About Slabmedia
Your website is a living organism.
Slab is an aesthetic tool. It was born out of an artist’s effort, and its potential, it was first realized by creative people just like you.
The story starts in 1997. Jim Infantino; the founder of Slabmedia, was working on a website for his band. As a graphic designer, he had a sense of aesthetics. As a musician, he has a vision for what his audience would want from a band’s site. Jim wanted to bring the concept of a dynamic web presence into the world of his music, and his band’s music into an environment that felt like the band sounded, online. What he created turned out to be remarkable. And it turned out to be the kernel of Slabmedia.
He won a New England Web Design award for what he built, but the light bulb really went off when other musicians started asking him for something similar to what he’d done. They wanted sites just as personal, packed with the same sense of individual identity and fun.
Jim thought the ideas they were bringing sounded great. But he didn’t want to be a webmaster to a dozen clients as their careers demanded future changes to their sites.
“A musician is a traveling salesperson,” Jim says. “I needed to build a system for them to update their content easily from anywhere and on a budget.”
Jim had a vision. He wanted website creators to be able to craft their own pages to suit their goals, but he wanted them to then be free to add and change them without needing anybody else in the mix. In 2002, he began to build the interface that would turn into the Slab.
"I taught myself what I needed to know to build our Slab web publishing platform from the ground up, while maintaining the perspective of the designer, working for a demanding client, on the move,” says Jim. “This has made our system more robust and more user-friendly and over time, highly flexible for many kinds of clients.”
If you think about what he built, now more than a decade and a half down the road, Slabmedia provides website software that works a lot like a musician's setlist. The sites that Slab enables are structured and designed to engage an audience, but they are also flexible and quick to respond to the needs of the moment.

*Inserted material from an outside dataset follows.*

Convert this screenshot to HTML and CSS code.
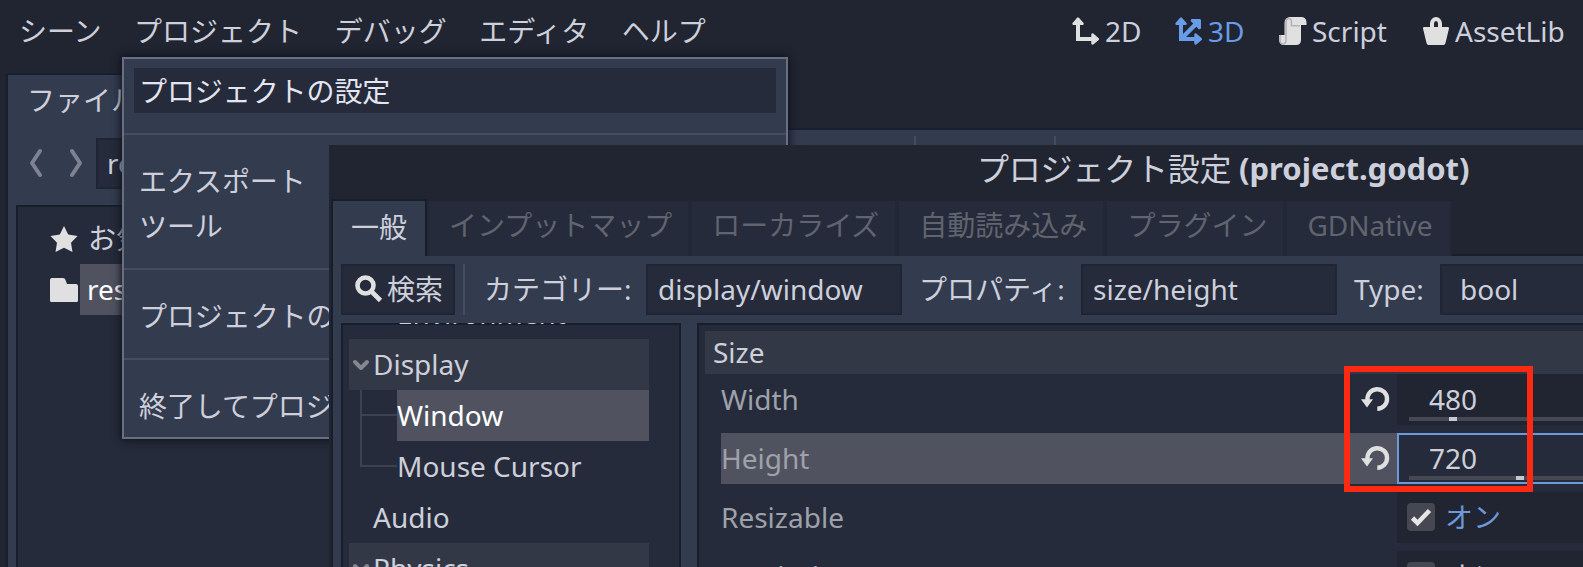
FILE: index.html
```html
<!DOCTYPE html>
<html lang="ja">
<head>
<meta charset="utf-8">
<title>プロジェクト設定</title>
<link rel="stylesheet" href="styles.css">
</head>
<body>
<div class="editor">
  <header class="topbar">
    <nav class="menus">
      <span>シーン</span><span>プロジェクト</span><span>デバッグ</span><span>エディタ</span><span>ヘルプ</span>
    </nav>
    <nav class="modes">
      <span class="mode mode-2d"><svg class="icon" viewBox="0 0 28 28"><path d="M4 8H0.8L0.3 6.3L5.3 0.6H6.7L11.8 6.3L11.3 8H8V20H19.3V16.8L21 16.3L27 21.5V22.8L21 27.7L19.3 27.2V24H4z"/></svg>2D</span>
      <span class="mode mode-3d"><svg class="icon" viewBox="0 0 28 28"><path d="M4 8H0.8L0.3 6.3L5.3 0.6H6.7L11.8 6.3L11.3 8H8V17L18.3 6.6L15.6 4L16.4 2H25L26 3V11.6L24 12.4L21.3 9.7L11 20H19.3V16.8L21 16.3L27 21.5V22.8L21 27.7L19.3 27.2V24H4z"/></svg>3D</span>
      <span class="mode mode-script"><svg class="icon" viewBox="0 0 28 28"><path d="M10.500 0H22Q27 0 27.500 5V8H22V23Q22 28 17 28H4Q0 27 0 22V18H5.500V6Q5.500 1 10.500 0z"/><path class="fold" d="M7 18V6Q7 1.500 10 1.500Q12.500 1.500 12.500 6V8.700H21M1 18V23Q1 27 4 27Q7 27 7 23V17"/></svg>Script</span>
      <span class="mode mode-assets"><svg class="icon" viewBox="0 0 28 28"><path fill-rule="evenodd" d="M8 10V6.500A6 6.500 0 0 1 20 6.500V10H26Q27.300 10 27 11.500L23.500 26Q23 28 21.500 28H6.500Q5 28 4.500 26L1 11.500Q.7 10 2 10zM12 10H16V6.500A2 2.500 0 0 0 12 6.500z"/></svg>AssetLib</span>
    </nav>
  </header>

  <div class="workspace">
    <aside class="dock">
      <div class="dock-tab">ファイルシステム</div>
      <div class="path-row">
        <svg class="arrows" viewBox="0 0 54 30"><path d="M11 3L3 15L11 27M43 3L51 15L43 27"/></svg>
        <div class="path-field">res://</div>
      </div>
      <div class="file-tree">
        <div class="file"><svg class="icon" viewBox="0 0 28 28"><path d="M14 1L18.200 9.500L27.500 11L21 17.800L22.500 27L14 22.800L5.500 27L7 17.800L.5 11L9.800 9.500z"/></svg><span class="file-name">お気に入り:</span></div>
        <div class="file"><svg class="icon" viewBox="0 0 28 28"><path d="M0 4Q0 2 2 2H13Q15 2 15.500 4L17 8H26Q28 8 28 10V24.500Q28 26 26.500 26H1.500Q0 26 0 24.500z"/></svg><span class="file-name picked">res://</span></div>
      </div>
    </aside>
    <section class="viewport"><i></i><i></i></section>
  </div>

  <div class="popup">
    <div class="item hover">プロジェクトの設定</div>
    <div class="rule"></div>
    <div class="item">エクスポート</div>
    <div class="item">ツール</div>
    <div class="rule"></div>
    <div class="item">プロジェクトのデータ</div>
    <div class="rule"></div>
    <div class="item">終了してプロジェクト</div>
  </div>

  <main class="dialog">
    <h1 class="title"><span class="title-jp">プロジェクト設定</span><span class="title-file">(project.godot)</span></h1>
    <div class="tabs">
      <span class="tab active">一般</span><span class="tab">インプットマップ</span><span class="tab">ローカライズ</span><span class="tab">自動読み込み</span><span class="tab">プラグイン</span><span class="tab tab-latin">GDNative</span><span class="tab-rest"></span>
    </div>
    <div class="sheet">
      <div class="toolbar">
        <div class="field search"><svg class="icon" viewBox="0 0 28 28"><circle cx="10.500" cy="10.500" r="8"/><path d="M16.500 16.500L25.500 25.500"/></svg>検索</div>
        <div class="divider"></div>
        <span class="caption cap-category">カテゴリー:</span>
        <div class="field entry">display/window</div>
        <span class="caption cap-property">プロパティ:</span>
        <div class="field entry">size/height</div>
        <span class="caption cap-type">Type:</span>
        <div class="field select">bool</div>
      </div>
      <div class="panes">
        <div class="pane sections">
          <div class="row leaf">Environment</div>
          <div class="row group"><svg class="chevron" viewBox="0 0 16 10"><path d="M2 2L8 8L14 2"/></svg>Display</div>
          <div class="children">
            <div class="guides"><i></i><i></i></div>
            <div class="leaves"><div class="row current">Window</div><div class="row">Mouse Cursor</div></div>
          </div>
          <div class="row top">Audio</div>
          <div class="row group"><svg class="chevron" viewBox="0 0 16 10"><path d="M2 2L8 8L14 2"/></svg>Physics</div>
        </div>
        <div class="pane inspector">
          <div class="heading">Size</div>
          <div class="property">
            <span class="label">Width</span>
            <svg class="revert" viewBox="0 0 28 25"><path class="arc" d="M6.500 13A9.800 9.800 0 1 1 16.300 21.800"/><path d="M0 12.200H12L6 20.400z"/></svg>
            <div class="value number">480<div class="track"><i style="left:40px"></i></div></div>
          </div>
          <div class="property lit">
            <span class="label">Height</span>
            <svg class="revert" viewBox="0 0 28 25"><path class="arc" d="M6.500 13A9.800 9.800 0 1 1 16.300 21.800"/><path d="M0 12.200H12L6 20.400z"/></svg>
            <div class="value number focus">720<div class="track"><i style="left:107px"></i></div></div>
          </div>
          <div class="property">
            <span class="label">Resizable</span>
            <div class="value toggle on"><svg class="check" viewBox="0 0 28 28"><path d="M5.500 15L10.500 20L22.500 7.500"/></svg>オン</div>
          </div>
          <div class="property">
            <span class="label">Borderless</span>
            <div class="value toggle"><svg class="check" viewBox="0 0 28 28"></svg>オン</div>
          </div>
        </div>
      </div>
    </div>
  </main>

  <div class="marker"></div>
</div>
</body>
</html>
```

FILE: styles.css
```css
* { box-sizing: border-box; }
body { margin: 0; background: #202531; }
.editor {
  position: relative; width: 1583px; height: 567px; overflow: hidden;
  display: flex; flex-direction: column;
  background: #202531; color: #cdcfdb;
  font: 28px/45px "Noto Sans", "Noto Sans CJK JP", sans-serif;
  white-space: nowrap;
}
svg { display: block; flex: none; overflow: visible; }
.icon { width: 28px; height: 28px; fill: #e0e0e0; }

.topbar { display: flex; justify-content: space-between; height: 73px; padding: 9px 0 0 19px; }
.menus { display: flex; gap: 32.500px; }
.modes { display: flex; width: 511px; }
.mode { display: flex; flex: none; gap: 5px; height: 45px; }
.mode .icon { margin-top: 8px; }
.mode-2d { width: 103px; }
.mode-3d { width: 104px; color: #699ce8; }
.mode-3d .icon { fill: #699ce8; }
.mode-script { width: 143px; }
.mode-assets { width: 145px; }
.fold { fill: none; stroke: #b4b4b6; stroke-width: 1.6; }

.workspace { display: flex; flex: 1; padding-left: 6px; }
.dock {
  display: flex; flex-direction: column; width: 400px; flex: none;
  background: #333b4f; border: 2px solid #1a1f2d; border-bottom: 0;
  padding-left: 8px;
}
.dock-tab { height: 63px; padding: 3px 0 0 11px; }
.path-row { display: flex; height: 67px; padding-left: 13px; }
.arrows { width: 54px; height: 30px; margin: 10px 13px 0 0; fill: none; stroke: #7d8393; stroke-width: 4; stroke-linecap: round; stroke-linejoin: round; }
.path-field { flex: 1; height: 51px; line-height: 47px; background: #252b3a; border: 2px solid #1f2533; padding-left: 9px; }
.file-tree { flex: 1; background: #252b3a; border: 2px solid #191e2b; border-bottom: 0; padding: 6px 0 0 32px; }
.file { display: flex; align-items: center; height: 51px; }
.file-name { width: 290px; padding-left: 10px; line-height: 51px; }
.picked { margin-left: 2px; padding-left: 7px; background: #50535f; color: #fff; }
.viewport {
  display: flex; flex: 1; margin-top: 55px; padding: 6px 0 0 508px; gap: 138px;
  background: #333b4f; border-top: 2px solid #1a1f2d;
}
.viewport i { flex: none; width: 2px; background: #454c60; }

.popup {
  position: absolute; left: 122px; top: 57px; width: 666px; height: 382px;
  padding-top: 9px; background: #333b4f; border: 2px solid #6a6f80;
  box-shadow: 0 0 8px 1px #0f111c;
}
.item { height: 45px; line-height: 46px; margin: 0 10px; padding-left: 5px; letter-spacing: -.08px; }
.hover { background: #252b3a; color: #e3e5f0; }
.rule { height: 45px; padding-top: 20px; }
.rule::before { content: ""; display: block; height: 2px; background: #464d60; }

.dialog { position: absolute; left: 329px; top: 145px; width: 1254px; height: 422px; display: flex; flex-direction: column; background: #202531; }
.title { flex: none; display: flex; height: 54px; margin: 0; padding-left: 648px; font-size: 31px; line-height: 47px; }
.title-jp { flex: none; width: 262px; font-weight: 400; font-size: 32px; letter-spacing: -.2px; }
.title-file { font-weight: 700; }
.tabs { flex: none; display: flex; height: 57px; padding-left: 2px; }
.tab { flex: none; height: 55px; margin: 2px 4px 0 0; padding: 0 16px 0 20px; line-height: 49px; background: #252b3a; color: #60646f; box-shadow: 2px 0 #212735, -2px 0 #212735; }
.tab.active { height: 57px; margin: 0 2px 0 0; padding: 0 18px; line-height: 53px; border: 2px solid #191e2b; border-bottom: 0; background: #333b4f; color: #cdcfdb; box-shadow: none; }
.tab-latin { width: 163px; margin-right: 2px; padding: 0 0 0 20px; }
.tab-rest { flex: 1; border-bottom: 2px solid #191e2b; }
.sheet { flex: 1; display: flex; flex-direction: column; gap: 8px; margin-left: 2px; padding: 8px 0 0 8px; border-left: 2px solid #191e2b; background: #333b4f; }
.toolbar { flex: none; display: flex; height: 51px; line-height: 51px; }
.field { flex: none; height: 51px; line-height: 47px; background: #252b3a; border: 2px solid #1f2533; }
.search { display: flex; gap: 4px; width: 114px; padding-left: 12px; }
.search .icon { margin-top: 9px; fill: none; stroke: #e0e0e0; stroke-width: 4.6; }
.divider { flex: none; width: 2px; margin: 0 19px 0 8px; background: #464d60; }
.caption { flex: none; }
.cap-category { width: 162px; }
.entry { width: 256px; padding-left: 10px; }
.cap-property { width: 179px; padding-left: 17px; }
.cap-type { width: 103px; padding-left: 17px; }
.select { width: 143px; border-right: 0; padding-left: 18px; }

.panes { flex: 1; display: flex; gap: 16px; }
.pane { background: #252b3a; box-shadow: inset 2px 2px #191e2b, inset -2px 0 #191e2b; height: 244px; overflow: hidden; flex: none; }
.sections { width: 340px; padding: 0 32px 0 8px; }
.row { height: 51px; line-height: 51px; }
.sections > .leaf { margin-top: -35px; padding-left: 48px; }
.group { display: flex; align-items: center; gap: 4px; padding-left: 4px; background: #333846; }
.chevron { width: 16px; height: 10px; fill: none; stroke: #84878f; stroke-width: 4; stroke-linecap: round; stroke-linejoin: round; }
.children { display: flex; }
.guides { width: 48px; height: 102px; padding-left: 11px; }
.guides i { display: block; border-left: 2px solid #3d4250; border-bottom: 2px solid #3d4250; height: 51px; }
.guides i:first-child { height: 26px; }
.leaves { flex: 1; }
.current { background: #50535f; color: #fff; }
.top { padding-left: 24px; }

.inspector { width: 888px; display: flex; flex-direction: column; padding: 8px 2px 0 8px; }
.heading { flex: none; height: 43px; line-height: 42px; padding-left: 8px; background: #333846; }
.property { flex: none; display: flex; height: 51px; margin: 0 0 8px 16px; line-height: 51px; }
.label { flex: 1; color: #9fa1aa; }
.lit { background: #50535f; }
.revert { width: 28px; height: 25px; margin: 13px 8px 0 0; fill: #e0e0e0; }
.arc { fill: none; stroke: #e0e0e0; stroke-width: 4.400; }
.value { flex: none; position: relative; width: 186px; background: #202531; }
.number { padding-left: 32px; }
.focus { background: #252b3a; box-shadow: inset 2px 2px #6d98da, inset 0 -2px #6d98da; }
.track { position: absolute; left: 12px; right: 0; top: 43px; height: 4px; background: #464954; }
.track i { position: absolute; top: 0; width: 8px; height: 4px; background: #c6c8d3; }
.toggle { display: flex; gap: 10px; padding-left: 10px; }
.on { color: #6d98da; }
.check { width: 28px; height: 28px; margin-top: 11px; border-radius: 4px; background: #454852; fill: none; stroke: #e6e6e6; stroke-width: 4.600; }

.marker { position: absolute; left: 1344px; top: 366px; width: 189px; height: 126px; border: 6px solid #fb2a10; }
```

"I think of a site as a living thing," Jim says. "It starts as a framework of design and structure, and then grows and deepens with content."
And because the system is self-organizing, your website evolves as you add to it, but it never loses its original sense of coherence. It won’t turn into a jumbled heap of stuff. The end result is a site that remains coherent not only to you but to your visitors, turning searches into results.